Измена. Внебрачный сын - страница 4

Шрифт
Интервал


Все, что надо было сделать — ответить да. И, если повезет — полюбить моего мужа таким, каков он есть. Хладнокровным и расчетливым. Временами циничным и жестоким. Впрочем — только в отношении чужих.

Ко мне он относился, словно я богиня. Был готов носить на руках. Делать подарки. Обеспечивать всем, о чем я мечтала. Что я могла только представить. Хотел прочитать мои мысли, угадать самые потайные желания. Давал мне практически все, на что я показывала пальцем.

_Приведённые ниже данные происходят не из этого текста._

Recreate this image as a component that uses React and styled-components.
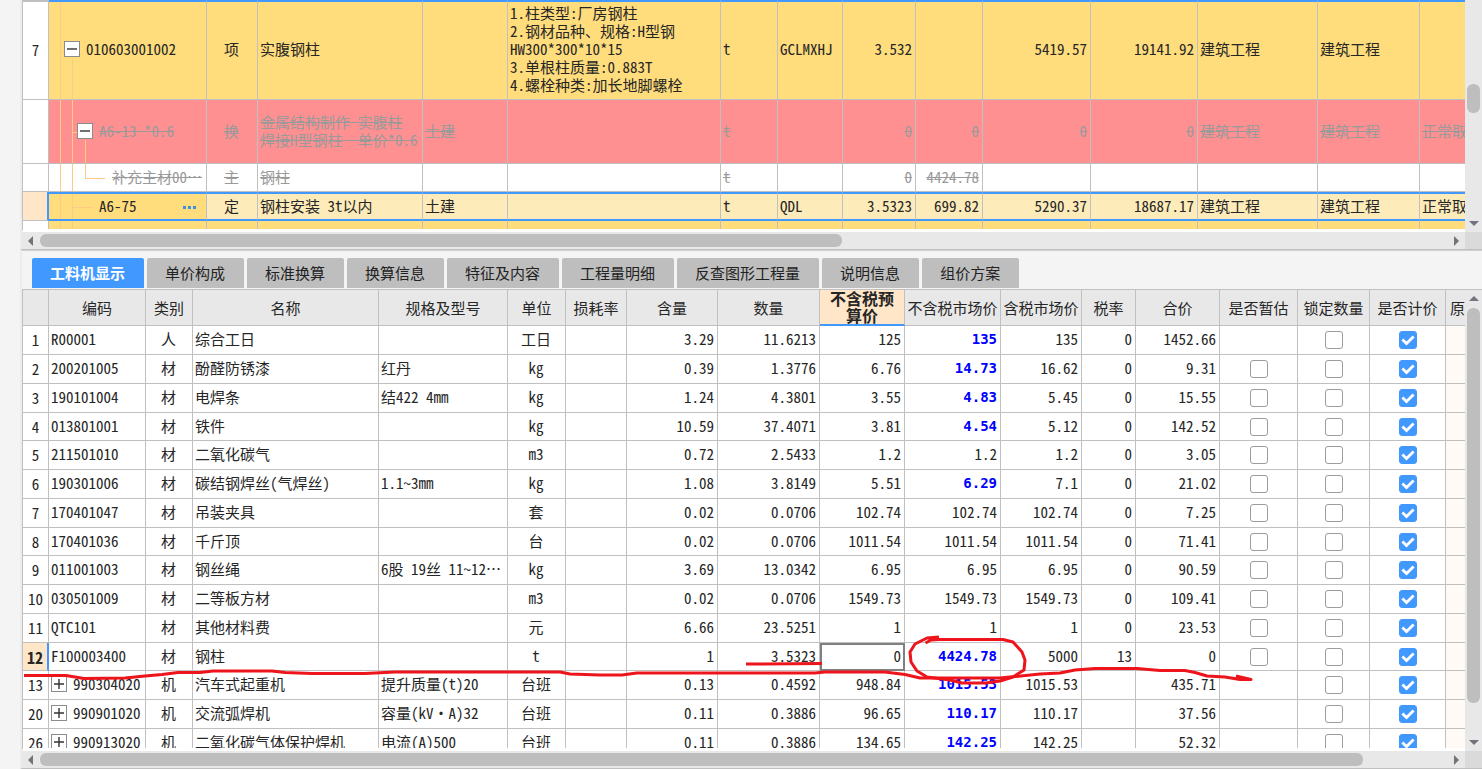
import React from "react";
import styled, { createGlobalStyle, css } from "styled-components";

const color = {
  page: "#f4f4f4",
  line: "#c0c0c0",
  track: "#e8e8e8",
  thumb: "#bebebe",
  corner: "#dadada",
  blue: "#4199ff",
  amber: "#ffdc7c",
  amberLight: "#fdebb9",
  red: "#ff9091",
  peach: "#ffe6c8",
  guide: "#ffca85",
  text: "#262626",
  muted: "#9a9a9a",
  price: "#0000ff",
  ink: "#ee141b",
};

const GlobalStyle = createGlobalStyle`
  * { box-sizing: border-box; }
  body {
    margin: 0;
    background: ${color.page};
    color: ${color.text};
    font: 15px/18px "Noto Sans Mono CJK SC", "Noto Sans CJK SC", monospace;
  }
  button { font: inherit; color: inherit; }
`;

const Screen = styled.main`
  position: relative;
  display: flex;
  flex-direction: column;
  height: 100vh;
  padding-left: 20px;
  overflow: hidden;
`;

const Pane = styled.section`
  display: flex;
  flex-direction: column;
  min-height: 0;
  border-left: 2px solid #ececec;
  border-bottom: 1px solid ${color.line};
  flex: ${(p) => (p.$height ? `0 0 ${p.$height}px` : "1 1 0")};
`;

const PaneBody = styled.div`
  display: flex;
  flex: 1;
  min-height: 0;
`;

const Viewport = styled.div`
  flex: 1;
  min-width: 0;
  overflow: hidden;
  border-left: 1px solid ${color.line};
  border-bottom: 3px solid #fff;
`;

const Sheet = styled.table`
  width: 100%;
  table-layout: fixed;
  border-collapse: separate;
  border-spacing: 0;
`;

const Cell = styled.td`
  position: relative;
  padding: 0 3px 2px 2px;
  border-right: 1px solid ${color.line};
  border-bottom: 1px solid ${color.line};
  text-align: ${(p) => p.$align || "left"};
  white-space: ${(p) => (p.$wrap ? "pre-wrap" : "nowrap")};
  overflow: hidden;
  &:last-child { border-right: 0; }
  ${(p) => p.$strong && css`
    color: ${color.price};
    font-family: "DejaVu Sans Mono", monospace;
    font-size: 14px;
    font-weight: 700;
  `}
  ${(p) => p.$focused && css`
    outline: 2px solid #808080;
    outline-offset: -2px;
  `}
  ${(p) => p.$tinted && css`background: #fffaf5;`}
`;

const CheckCell = styled(Cell)`
  padding: 0;
`;

const RowNumber = styled.th`
  padding: 0;
  border-right: 1px solid ${color.line};
  border-bottom: 1px solid ${color.line};
  background: #fff;
  font-weight: 400;
  text-align: center;
  ${(p) => p.$current && css`
    border-right: 2px solid ${color.blue};
    background: ${color.peach};
    font-size: 16px;
    font-weight: 700;
  `}
`;

const tones = {
  item: css`background: ${color.amber};`,
  swapped: css`background: ${color.red}; color: ${color.muted};`,
  removed: css`background: #fff; color: ${color.muted};`,
  current: css`background: ${color.amberLight};`,
};

const QuotaRow = styled.tr`
  height: ${(p) => p.$height}px;
  ${(p) => tones[p.$tone]}
  ${(p) => (p.$tone === "swapped" || p.$tone === "removed") && css`
    ${Cell} { text-decoration: line-through; }
  `}
  ${(p) => p.$tone === "current" && css`
    ${Cell} {
      border-top: 2px solid ${color.blue};
      border-bottom: 2px solid ${color.blue};
    }
  `}
  ${(p) => p.$first && css`
    ${Cell} { border-top: 2px solid ${color.blue}; padding-bottom: 4px; }
    ${RowNumber} { border-top: 2px solid ${color.line}; padding-bottom: 2px; }
  `}
`;

const TreeCell = styled(Cell)`
  padding-left: ${(p) => p.$indent}px;
  ${(p) => p.$solid && css`background: ${color.amber};`}
`;

const TreeLabel = styled.div`
  display: flex;
  align-items: center;
  gap: 6px;
`;

const Guide = styled.span`
  position: absolute;
  left: ${(p) => p.$x}px;
  top: ${(p) => p.$from || "0"};
  bottom: ${(p) => p.$to || "0"};
  border-left: 1px solid ${color.guide};
`;

const Branch = styled.span`
  position: absolute;
  left: ${(p) => p.$x}px;
  top: 50%;
  width: ${(p) => p.$length}px;
  border-top: 1px solid ${color.guide};
`;

const Toggle = styled.button`
  flex: none;
  display: grid;
  place-items: center;
  width: 16px;
  height: 16px;
  padding: 0;
  border: 1px solid #8c8c8c;
  background: #fff;
`;

const MoreButton = styled.button`
  margin-left: auto;
  margin-right: 6px;
  padding: 0;
  border: 0;
  background: none;
  line-height: 0;
`;

const Tabs = styled.nav`
  display: flex;
  gap: 3px;
  padding: 7px 0 0 10px;
  height: 39px;
  flex: none;
  border-top: 1px solid #d0d0d0;
`;

const Tab = styled.button`
  height: 30px;
  padding: 0 19px 0 18px;
  border: 0;
  border-radius: 2px 2px 0 0;
  background: ${(p) => (p.$active ? color.blue : color.thumb)};
  color: ${(p) => (p.$active ? "#fff" : "#222")};
  font-family: "Noto Sans CJK SC", sans-serif;
  font-weight: ${(p) => (p.$active ? 700 : 400)};
  white-space: nowrap;
`;

const ResourceArea = styled(PaneBody)`
  border-top: 1px solid ${color.line};
`;

const HeaderRow = styled.tr`
  height: 36px;
`;

const HeaderCell = styled.th`
  padding: 0;
  border-right: 1px solid ${color.line};
  border-bottom: 1px solid ${color.line};
  background: ${color.track};
  font-weight: 400;
  line-height: 17px;
  white-space: nowrap;
  &:last-child { border-right: 0; padding-left: 4px; text-align: left; }
  ${(p) => p.$active && css`
    border-bottom: 2px solid ${color.blue};
    background: ${color.peach};
    padding: 0 8px;
    font-size: 16px;
    font-weight: 700;
    white-space: normal;
  `}
`;

const ResourceRow = styled.tr`
  height: 29px;
  background: #fff;
  &:nth-child(4n) { height: 28px; }
`;

const CheckLabel = styled.label`
  display: grid;
  place-items: center;
  > * { grid-area: 1 / 1; }
`;

const CheckInput = styled.input`
  appearance: none;
  width: 18px;
  height: 18px;
  margin: 0;
  border: 1px solid #9c9c9c;
  border-radius: 3px;
  background: #fff;
  &:checked { border-color: ${color.blue}; background: ${color.blue}; }
`;

const CheckMark = styled.svg`
  width: 18px;
  height: 18px;
  pointer-events: none;
`;

const ScrollX = styled.div`
  display: flex;
  flex: none;
  height: 17px;
  background: ${color.track};
`;

const TrackX = styled.div`
  flex: 1;
  display: flex;
  align-items: center;
  gap: 7px;
  padding: 0 6px;
`;

const RailX = styled.div`
  flex: 1;
  height: 13px;
`;

const ThumbX = styled.div`
  width: ${(p) => p.$size}%;
  height: 13px;
  border-radius: 6px;
  background: ${color.thumb};
`;

const ScrollCorner = styled.div`
  width: 17px;
  background: ${color.corner};
`;

const ScrollY = styled.div`
  display: flex;
  flex-direction: column;
  align-items: center;
  gap: 7px;
  flex: none;
  width: 17px;
  padding: ${(p) => p.$pad};
  background: ${color.track};
`;

const RailY = styled.div`
  flex: 1;
  min-height: 0;
  padding-top: ${(p) => p.$offset || 0}px;
`;

const ThumbY = styled.div`
  width: 13px;
  height: ${(p) => p.$size};
  border-radius: 6px;
  background: ${color.thumb};
`;

const Ink = styled.svg`
  position: absolute;
  left: 0;
  top: 0;
  width: 1300px;
  height: 700px;
  pointer-events: none;
`;

const arrows = {
  left: [5, 10, "M5 0v10L0 5z"],
  right: [5, 10, "M0 0v10l5-5z"],
  up: [10, 5, "M0 5h10L5 0z"],
  down: [10, 5, "M0 0h10L5 5z"],
};

function Arrow({ to }) {
  const [w, h, d] = arrows[to];
  return (
    <svg width={w} height={h} aria-hidden="true">
      <path d={d} fill="#73737b" />
    </svg>
  );
}

function HorizontalScroll({ size }) {
  return (
    <ScrollX>
      <TrackX>
        <Arrow to="left" />
        <RailX><ThumbX $size={size} /></RailX>
        <Arrow to="right" />
      </TrackX>
      <ScrollCorner />
    </ScrollX>
  );
}

function ToggleBox({ open }) {
  return (
    <Toggle type="button" aria-label={open ? "收起" : "展开"}>
      <svg width="10" height="10" aria-hidden="true">
        <path d={open ? "M0 5h10" : "M0 5h10M5 0v10"} stroke="#333" strokeWidth="1.4" />
      </svg>
    </Toggle>
  );
}

function Check({ label, checked }) {
  return (
    <CheckLabel>
      <CheckInput type="checkbox" defaultChecked={checked} aria-label={label} />
      {checked && (
        <CheckMark viewBox="0 0 18 18" aria-hidden="true">
          <path d="M3.400 8.500 7.500 12.600 14.600 5.500" fill="none" stroke="#fff" strokeWidth="2.8" />
        </CheckMark>
      )}
    </CheckLabel>
  );
}

const Columns = ({ widths }) => (
  <colgroup>
    {widths.map((w, i) => <col key={i} width={w} />)}
    <col />
  </colgroup>
);

const quotaWidths = [26, 158, 51, 165, 85, 213, 57, 65, 73, 67, 108, 107, 120, 102];
const quotaAlign = ["center", "left", "left", "left", "left", "left", "right", "right", "right", "right"];

const quotaRows = [
  {
    no: "7", height: 100, tone: "item", indent: 15, code: "010603001002", open: true,
    guides: [[11], [23, "calc(50% + 8px)"]], branch: [11, 4],
    cells: ["项", "实腹钢柱", "",
      "1.柱类型:厂房钢柱\n2.钢材品种、规格:H型钢\nHW300*300*10*15\n3.单根柱质量:0.883T\n4.螺栓种类:加长地脚螺栓",
      "t", "GCLMXHJ", "3.532", "", "5419.57", "19141.92", "建筑工程", "建筑工程", ""],
  },
  {
    no: "", height: 64, tone: "swapped", indent: 28, code: "A6-13 *0.6", open: true,
    guides: [[11], [23], [36, "calc(50% + 8px)"]], branch: [23, 5],
    cells: ["换", "金属结构制作 实腹柱\n焊接H型钢柱  单价*0.6", "土建", "", "t", "", "0", "0", "0", "0", "建筑工程", "建筑工程", "正常取"],
  },
  {
    no: "", height: 28, tone: "removed", indent: 63, code: "补充主材00…",
    guides: [[11], [23], [36, "0", "50%"]], branch: [36, 20],
    cells: ["主", "钢柱", "", "", "t", "", "0", "4424.78", "", "", "", "", ""],
  },
  {
    no: "", height: 29, tone: "current", indent: 50, code: "A6-75", more: true,
    guides: [[11], [23]], branch: [23, 21],
    cells: ["定", "钢柱安装 3t以内", "土建", "", "t", "QDL", "3.5323", "699.82", "5290.37", "18687.17", "建筑工程", "建筑工程", "正常取"],
  },
  {
    no: "", height: 29, tone: "item", indent: 50, code: "", guides: [[11], [23]],
    cells: ["", "", "", "", "", "", "", "", "", "", "", "", ""],
  },
];

const tabs = ["工料机显示", "单价构成", "标准换算", "换算信息", "特征及内容", "工程量明细", "反查图形工程量", "说明信息", "组价方案"];

const resourceWidths = [26, 97, 47, 186, 129, 58, 61, 91, 102, 85, 96, 81, 54, 84, 78, 72, 76];
const resourceHeads = ["", "编码", "类别", "名称", "规格及型号", "单位", "损耗率", "含量", "数量", "不含税预算价", "不含税市场价", "含税市场价", "税率", "合价", "是否暂估", "锁定数量", "是否计价", "原"];

// no, code, kind, name, spec, unit, content, amount, budget, market, market with tax, rate, total
const resources = [
  ["1", "R00001", "人", "综合工日", "", "工日", "3.29", "11.6213", "125", "135", "135", "0", "1452.66"],
  ["2", "200201005", "材", "酚醛防锈漆", "红丹", "kg", "0.39", "1.3776", "6.76", "14.73", "16.62", "0", "9.31"],
  ["3", "190101004", "材", "电焊条", "结422 4mm", "kg", "1.24", "4.3801", "3.55", "4.83", "5.45", "0", "15.55"],
  ["4", "013801001", "材", "铁件", "", "kg", "10.59", "37.4071", "3.81", "4.54", "5.12", "0", "142.52"],
  ["5", "211501010", "材", "二氧化碳气", "", "m3", "0.72", "2.5433", "1.2", "1.2", "1.2", "0", "3.05"],
  ["6", "190301006", "材", "碳结钢焊丝(气焊丝)", "1.1~3mm", "kg", "1.08", "3.8149", "5.51", "6.29", "7.1", "0", "21.02"],
  ["7", "170401047", "材", "吊装夹具", "", "套", "0.02", "0.0706", "102.74", "102.74", "102.74", "0", "7.25"],
  ["8", "170401036", "材", "千斤顶", "", "台", "0.02", "0.0706", "1011.54", "1011.54", "1011.54", "0", "71.41"],
  ["9", "011001003", "材", "钢丝绳", "6股 19丝 11~12…", "kg", "3.69", "13.0342", "6.95", "6.95", "6.95", "0", "90.59"],
  ["10", "030501009", "材", "二等板方材", "", "m3", "0.02", "0.0706", "1549.73", "1549.73", "1549.73", "0", "109.41"],
  ["11", "QTC101", "材", "其他材料费", "", "元", "6.66", "23.5251", "1", "1", "1", "0", "23.53"],
  ["12", "F100003400", "材", "钢柱", "", "t", "1", "3.5323", "0", "4424.78", "5000", "13", "0"],
  ["13", "990304020", "机", "汽车式起重机", "提升质量(t)20", "台班", "0.13", "0.4592", "948.84", "1015.53", "1015.53", "", "435.71"],
  ["20", "990901020", "机", "交流弧焊机", "容量(kV·A)32", "台班", "0.11", "0.3886", "96.65", "110.17", "110.17", "", "37.56"],
  ["26", "990913020", "机", "二氧化碳气体保护焊机", "电流(A)500", "台班", "0.11", "0.3886", "134.65", "142.25", "142.25", "", "52.32"],
];

function QuotaTable() {
  return (
    <Sheet>
      <Columns widths={quotaWidths} />
      <tbody>
        {quotaRows.map((row, r) => (
          <QuotaRow key={r} $height={row.height} $tone={row.tone} $first={r === 0}>
            <RowNumber scope="row" $current={row.tone === "current"}>{row.no}</RowNumber>
            <TreeCell $indent={row.indent} $solid={row.tone === "current"}>
              {row.guides.map(([x, from, to]) => <Guide key={x} $x={x} $from={from} $to={to} />)}
              {row.branch && <Branch $x={row.branch[0]} $length={row.branch[1]} />}
              <TreeLabel>
                {row.open && <ToggleBox open />}
                <span>{row.code}</span>
                {row.more && (
                  <MoreButton type="button" aria-label="更多">
                    <svg width="14" height="3" aria-hidden="true">
                      <path d="M0 0h3v3H0zM5 0h3v3H5zM10 0h3v3h-3z" fill="#3d8fe0" />
                    </svg>
                  </MoreButton>
                )}
              </TreeLabel>
            </TreeCell>
            {row.cells.map((text, i) => (
              <Cell key={i} $align={quotaAlign[i]} $wrap={text.includes("\n")}>{text}</Cell>
            ))}
          </QuotaRow>
        ))}
      </tbody>
    </Sheet>
  );
}

function ResourceTable() {
  return (
    <Sheet>
      <Columns widths={resourceWidths} />
      <thead>
        <HeaderRow>
          {resourceHeads.map((h, i) => (
            <HeaderCell key={i} scope="col" $active={i === 9}>{h}</HeaderCell>
          ))}
        </HeaderRow>
      </thead>
      <tbody>
        {resources.map(([no, code, kind, name, spec, unit, content, amount, budget, market, taxed, rate, total]) => {
          const current = no === "12";
          const machine = kind === "机";
          return (
            <ResourceRow key={no}>
              <RowNumber scope="row" $current={current}>{no}</RowNumber>
              <Cell>
                <TreeLabel>
                  {machine && <ToggleBox />}
                  <span>{code}</span>
                </TreeLabel>
              </Cell>
              <Cell $align="center">{kind}</Cell>
              <Cell>{name}</Cell>
              <Cell>{spec}</Cell>
              <Cell $align="center">{unit}</Cell>
              <Cell />
              <Cell $align="right">{content}</Cell>
              <Cell $align="right">{amount}</Cell>
              <Cell $align="right" $focused={current}>{budget}</Cell>
              <Cell $align="right" $strong={market !== budget}>{market}</Cell>
              <Cell $align="right">{taxed}</Cell>
              <Cell $align="right">{rate}</Cell>
              <Cell $align="right">{total}</Cell>
              <CheckCell>{kind === "材" && <Check label={`${name} 是否暂估`} />}</CheckCell>
              <CheckCell><Check label={`${name} 锁定数量`} /></CheckCell>
              <CheckCell><Check label={`${name} 是否计价`} checked /></CheckCell>
              <Cell $tinted />
            </ResourceRow>
          );
        })}
      </tbody>
    </Sheet>
  );
}

export default function App() {
  return (
    <>
      <GlobalStyle />
      <Screen>
        <Pane $height={250}>
          <PaneBody>
            <Viewport><QuotaTable /></Viewport>
            <ScrollY $pad="0 0 6px">
              <RailY $offset={84}><ThumbY $size="29px" /></RailY>
              <Arrow to="down" />
            </ScrollY>
          </PaneBody>
          <HorizontalScroll size={57} />
        </Pane>
        <Pane>
          <Tabs aria-label="明细">
            {tabs.map((t, i) => <Tab key={t} type="button" $active={i === 0}>{t}</Tab>)}
          </Tabs>
          <ResourceArea>
            <Viewport><ResourceTable /></Viewport>
            <ScrollY $pad="6px 0">
              <Arrow to="up" />
              <RailY><ThumbY $size="93%" /></RailY>
              <Arrow to="down" />
            </ScrollY>
          </ResourceArea>
          <HorizontalScroll size={94} />
        </Pane>
        <Ink viewBox="0 0 1300 700" fill="none" stroke={color.ink} strokeWidth="3" strokeLinejoin="round" aria-hidden="true">
          <path d="M746 664 822 663.500" />
          <path d="M24 675.500H66L84 678.500 125 678 145 676 162 674.500 178 672.500H200L213 671H272L285 672.500 312 673.500H365L395 672H560L570 674 600 675H622L637 673H815L825 672H885L905 674.500 920 678H1000L1015 676.500 1040 674 1060 673 1075 670 1095 668.500H1137L1160 670.500H1185L1195 672.500 1207 676 1225 677 1240 679.500H1251L1236 676" />
          <path d="M939 637 927 638 915 644 910 652 911 662 917 671 927 677 950 680 962 683H986L1000 681 1013 677 1024 670 1025 660 1022 652 1013 642 1003 639.500H940L931 640 925.500 643" />
        </Ink>
      </Screen>
    </>
  );
}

Будучи уже супругой, я его искренне любила — и он платил мне тем же. Мы создали крепкую счастливую семью. Была полная чаша, уважение и верность… Но так продолжалось ровно до тех пор, пока Рамиль не понял, что я способна рожать ему только девочек.

— Кто это такая? — застыла я от боли глубоко в груди. — Кто эта девка, Рамиль? Кто?!

Я задыхалась. Изнутри меня душил животный ужас. Страх. Когда ты живешь годами. Вроде знаешь, что все хорошо. Тебе нечего бояться. Нет человека ближе и надежнее, чем твой муж. Но вдруг ты понимаешь, что была слепа.

Мне никогда не надо было убеждать себя, что он верен. Мне было известно, как в семье Сабуровых относятся к походам налево. Это было табу. Глава семьи не мог унизить свою женщину, переспав с другой. И уж тем более зачать ребенка, который затем имеет право претендовать на деньги, на ресурсы — на все, чем владеет семья.

Этот запрет не раз обсуждался Карэном и Эльнарой — моей свекровью. Мать Рамиля никогда бы не одобрила измены. И уж тем более — такой…

Это не просто спонтанный секс на стороне. Не просто мимолетное влечение. Он осознанно стал отцом, пренебрегая мной как женщиной.

— Это Оксана, — сказал Рамиль. Точно так же спокойно. Не найдя в нашей встрече ничего такого, о чем можно переживать. О чем можно жалеть. Чего нужно бояться. Ему. — Она мама этого мальчика.

Сероглазый мальчишка хлопал ресницами и смотрел на меня. Он мне напоминал Рамиля на его же детских фотографиях. Тонкие губки. Крутой лобик. Округлые — еще не огрубленные скулами — щечки. Любой посторонний назвал бы этого ребенка милым, симпатичным. Ангелом.

Но для меня он был воплощением боли. Глубинной, тягучей, не унимающейся боли. Я его возненавидела. Да простит меня бог, но я испытала чудовищную ненависть к этому ребенку. Я смотрела на него и ощущала, как мурашки опоясывают руки. Ладони потели, пальца сжимались в кулаки.